The Browns are still mathematically alive in the Wild Card race, and based on their last meeting, they’ll be favored against the Bengals for the first time in a while. The Steelers being favored against and eventually beating the Bengals is nothing new, and their meeting in Week 17 will most likely not be any different than what we’ve seen in recent memory.

6-10 is the likely fate for this Bengals team, so where does that leave them for the draft?

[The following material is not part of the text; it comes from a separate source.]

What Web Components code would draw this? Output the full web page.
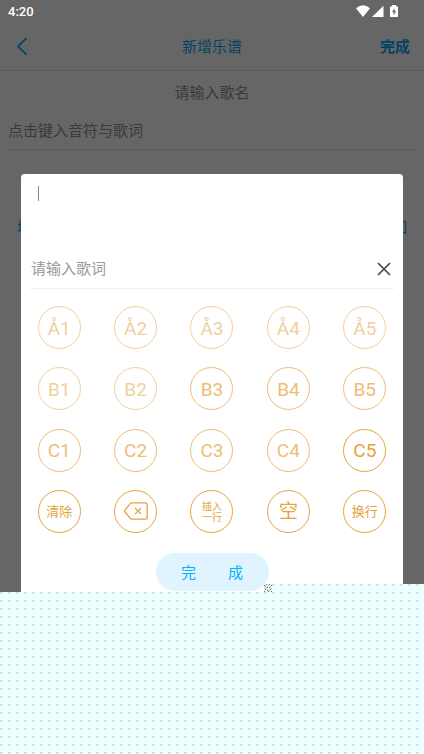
<!DOCTYPE html>
<html lang="zh-CN">
<head>
<meta charset="utf-8">
<meta name="viewport" content="width=device-width, initial-scale=1">
<title>新增乐谱</title>
<style>
  html, body { margin: 0; height: 100%; }
  body { font-family: Roboto, "Noto Sans CJK SC", sans-serif; font-size: 15px; line-height: 20px; background: #fff; }
</style>
</head>
<body>
<score-app></score-app>

<script>
const base = `
  *, *::before, *::after { box-sizing: border-box; }
  button, input, textarea { font: inherit; color: inherit; background: none; border: 0; padding: 0; margin: 0; outline: 0; min-width: 0; }
  ::placeholder { color: var(--hint, #999); opacity: 1; }
  svg { display: block; }
`;
function define(name, css, html, init) {
  customElements.define(name, class extends HTMLElement {
    constructor() {
      super();
      const t = document.createElement('template');
      t.innerHTML = `<style>${base}${css}</style>${html}`;
      this.attachShadow({ mode: 'open' }).append(t.content.cloneNode(true));
      if (init) init(this);
    }
  });
}

define('status-bar', `
  :host { display: flex; justify-content: space-between; align-items: center; height: 23px; padding: 0 26px 0 8px; color: #fff; font-size: 13px; font-weight: 500; }
  .icons { display: flex; align-items: center; }
`, `
  <span>4:20</span>
  <span class="icons">
    <svg width="42" height="13" viewBox="0 0 42 13" fill="#fff" aria-hidden="true">
      <path d="M0 3.2Q7-2.8 14 3.2L7 12Z"/>
      <path d="M16 12L27.5 .8V12Z"/>
      <path fill-rule="evenodd" d="M36 0h4v1.2h1.2q.8 0 .8.8v9.2q0 .8-.8.8h-6.4q-.8 0-.8-.8V2q0-.8.8-.8H36ZM38.6 3.2L36 7h1.6v3.2L40.2 6.2h-1.6Z"/>
    </svg>
  </span>
`);

define('nav-bar', `
  :host { display: grid; grid-template-columns: 1fr auto 1fr; align-items: center; height: 48px; padding: 0 14px; border-bottom: 1px solid #e6e6e6; color: #08a8f8; }
  h1 { margin: 0; font: inherit; }
  .done { justify-self: end; font-weight: 700; }
  .back { justify-self: start; width: 16px; height: 20px; }
`, `
  <button class="back" aria-label="返回"><svg width="16" height="20" viewBox="0 0 16 20" fill="none" stroke="currentColor" stroke-width="1.8"><path d="M12.5 1L4 9.4L12.5 17.6"/></svg></button>
  <h1><slot></slot></h1>
  <button class="done">完成</button>
`);

define('score-form', `
  :host { display: flex; flex-direction: column; padding: 12px 8px 0; --hint: #929292; }
  input { width: 100%; height: 20px; line-height: 20px; }
  .name { text-align: center; }
  .notes { height: 47px; padding-top: 10px; border-bottom: 1px solid #e6e6e6; }
  .tools { display: flex; justify-content: space-between; margin-top: 67px; padding: 0 9px; color: #08a8f8; font-size: 14px; }
`, `
  <input class="name" aria-label="歌名" placeholder="请输入歌名">
  <input class="notes" aria-label="音符与歌词" placeholder="点击键入音符与歌词">
  <div class="tools"><button>增加</button><button>撤回</button></div>
`);

define('note-key', `
  :host { display: block; opacity: var(--strength, 1); }
  :host([level="low"]) { --strength: .5; }
  :host([level="mid"]) { --strength: .7; }
  button { display: grid; place-items: center; width: 43px; height: 43px; padding-top: 2px; border: 1px solid #e6a23c; border-radius: 50%; color: #e6a23c; font-size: 19px; line-height: 20px; }
  :host([size="small"]) button { font-size: 13px; }
  :host([size="tiny"]) button { font-size: 10px; line-height: 11px; }
  :host([size="icon"]) button { padding-top: 0; }
`, `<button><span><slot></slot></span></button>`, el => {
  if (el.getAttribute('label')) el.shadowRoot.querySelector('button').setAttribute('aria-label', el.getAttribute('label'));
});

define('note-dialog', `
  :host { display: flex; flex-direction: column; background: #fff; border-radius: 4px; --hint: #999; }
  .notes { position: relative; height: 76px; padding: 9px 17px; }
  textarea { display: block; width: 100%; height: 58px; resize: none; }
  .caret { position: absolute; left: 17px; top: 12px; width: 1px; height: 15px; background: #888; }
  .lyric { display: flex; align-items: center; height: 39px; margin: 0 9px; padding: 0 3px 0 1px; border-bottom: 1px solid #f0f0f0; }
  .lyric input { flex: 1; height: 20px; }
  .keys { display: grid; grid-template-columns: repeat(5, 1fr); justify-items: center; align-content: space-between; min-height: 227px; margin-top: 17px; }
  .ok { display: flex; justify-content: center; align-items: center; gap: 32px; align-self: center; width: 113px; height: 38px; margin: 20px 0; padding-top: 2px; border-radius: 19px; background: #dff4ff; color: #08b0f8; }
`, `
  <div class="notes"><textarea aria-label="音符"></textarea><span class="caret"></span></div>
  <div class="lyric">
    <input aria-label="歌词" placeholder="请输入歌词">
    <button aria-label="关闭"><svg width="14" height="14" viewBox="0 0 14 14" stroke="#4a4a4a" stroke-width="1.7"><path d="M1 1L13 13M13 1L1 13"/></svg></button>
  </div>
  <div class="keys">
    <note-key level="low">Å1</note-key><note-key level="low">Å2</note-key><note-key level="low">Å3</note-key><note-key level="low">Å4</note-key><note-key level="low">Å5</note-key>
    <note-key level="low">B1</note-key><note-key level="low">B2</note-key><note-key level="mid">B3</note-key><note-key level="mid">B4</note-key><note-key level="mid">B5</note-key>
    <note-key level="mid">C1</note-key><note-key level="mid">C2</note-key><note-key level="mid">C3</note-key><note-key level="mid">C4</note-key><note-key>C5</note-key>
    <note-key size="small">清除</note-key>
    <note-key size="icon" label="删除"><svg width="24" height="18" viewBox="0 0 24 18" fill="none" stroke="currentColor" stroke-width="1.3" stroke-linejoin="round" color="#e6a23c"><path d="M8 .8H21Q23.2 .8 23.2 3V15Q23.2 17.2 21 17.2H8Q7 17.2 6.3 16.4L1 10Q.3 9 1 8L6.3 1.6Q7 .8 8 .8Z"/><path d="M11 6L17 12M17 6L11 12"/></svg></note-key>
    <note-key size="tiny">插入<br>一行</note-key>
    <note-key>空</note-key>
    <note-key size="small">换行</note-key>
  </div>
  <button class="ok"><span>完</span><span>成</span></button>
`);

define('dot-pattern', `
  :host { display: block; background: #ebffff; }
  svg { width: 100%; height: 100%; }
`, `
  <svg aria-hidden="true" shape-rendering="crispEdges">
    <defs><pattern id="dots" width="8" height="8" patternUnits="userSpaceOnUse">
      <rect width="1" height="1" fill="#a9c0c0"/><rect x="2" width="1" height="1" fill="#cde2e2"/>
      <rect x="1" y="1" width="1" height="1" fill="#c6dcdc"/><rect y="2" width="1" height="1" fill="#d6eaea"/>
    </pattern></defs>
    <rect width="100%" height="100%" fill="url(#dots)"/>
  </svg>
`);

define('score-app', `
  :host { display: block; position: relative; min-height: 100vh; overflow: hidden; background: #fff; }
  .scrim { position: absolute; inset: 0; background: rgba(0,0,0,.6); }
  status-bar { position: relative; z-index: 1; }
  note-dialog { position: absolute; left: 21px; right: 21px; top: 174px; }
  .fill { position: absolute; left: 0; right: 0; top: 592px; bottom: 0; }
  .strip { position: absolute; left: 272px; right: 0; top: 584px; height: 8px; }
  .speck { position: absolute; left: 264px; top: 584px; }
`, `
  <status-bar></status-bar>
  <nav-bar>新增乐谱</nav-bar>
  <score-form></score-form>
  <div class="scrim"></div>
  <note-dialog role="dialog" aria-label="输入音符"></note-dialog>
  <dot-pattern class="fill"></dot-pattern>
  <dot-pattern class="strip"></dot-pattern>
  <svg class="speck" width="8" height="8" viewBox="0 0 8 8" shape-rendering="crispEdges" aria-hidden="true">
    <path fill="#e8f4ef" d="M0 0h8v8H0z"/>
    <path fill="#66756f" d="M0 1h1v1H0zM2 0h1v1H2zM5 0h1v1H5zM7 1h1v1H7zM1 2h1v1H1zM3 3h1v1H3zM5 3h1v1H5zM1 5h1v1H1zM3 6h1v1H3zM6 5h1v1H6zM0 7h1v1H0zM4 7h1v1H4zM7 7h1v1H7z"/>
    <path fill="#a9b8ac" d="M4 1h1v1H4zM6 2h1v1H6zM2 4h1v1H2zM7 4h1v1H7zM5 6h1v1H5zM0 4h1v1H0z"/>
  </svg>
`);
</script>
</body>
</html>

Over the past 10 years, teams who have finished with six wins have picked no higher than seventh and no lower than 13th. The overall distribution looks like this:

In short, teams that finished 6-10 or 6-9-1 (like the Bengals back in 2016) have a greater chance of drafting either ninth or 10th overall more than the other five spots combined since the 2009 NFL Draft. That 6-9-1 Bengals’ team drafted ninth as most of you should remember.

A double digit-loss season typically means a single-digit spot in the first round, not always, but more times than not. So if this is your primary concern, then you can relax a little.

So we have the range of possibilities of where the Bengals will end up when they close out the year 0-2. But what’s the value of drafting in the top six compared to the 7-13 range that they’ll almost surely end up in?

If the goal is to draft All-Pro and Pro Bowl players in the first-round — which it should be — then we can quantify where those kinds of players are drafted in the first round since 2000. Here’s that distribution:

The perception is that all the “blue chip” prospects go off the board first, but that’s simply not the case. For both All-Pro and Pro Bowl outcomes, there is just a slightly greater of drafting one in the top 13 picks compared to the rest of the first round, and there’s also a near equal chance of drafting one in the 7-13 range as there is in the 1-6 range.

If you end up drafting in the bottom half of the top 10 or just outside the top 10, your chances of getting a high quality player are practically equal of that in the top six.

So the only gripe remaining is the organization being too far away from the top of the order to draft a quarterback. But there’s a simple truth that must be realized when taking a quarterback in the first round: you’ll almost alway have to trade up for one.

Outside of the Browns, who drafted Baker Mayfield first overall after going 0-16 and being locked in to that spot initially, every quarterback who has been drafted in the first round since 2016 has been traded up for. Every one. All nine of them besides Mayfield.

If the Bengals want to take a quarterback with their first-round pick, chances are they’re going to be competing with other teams drafting in front of them (or around them), who will have the same mindset as them. Even if the Bengals end up with a pick in the single digits, they’ll most likely need to give up assets to take the first or second quarterback in the draft — and based on early reports, that’s as many quarterbacks that will garner first-round grades.

So if you’re still freaking out and thinking that the Bengals blew their chances of getting a top-tier talent in the 2019 NFL Draft, don’t be. Even if the Bengals managed to win one of their last two games, the bigger issue will be whether or not head coach Marvin Lewis returns. If that’s the case, then the draft is the least of our worries.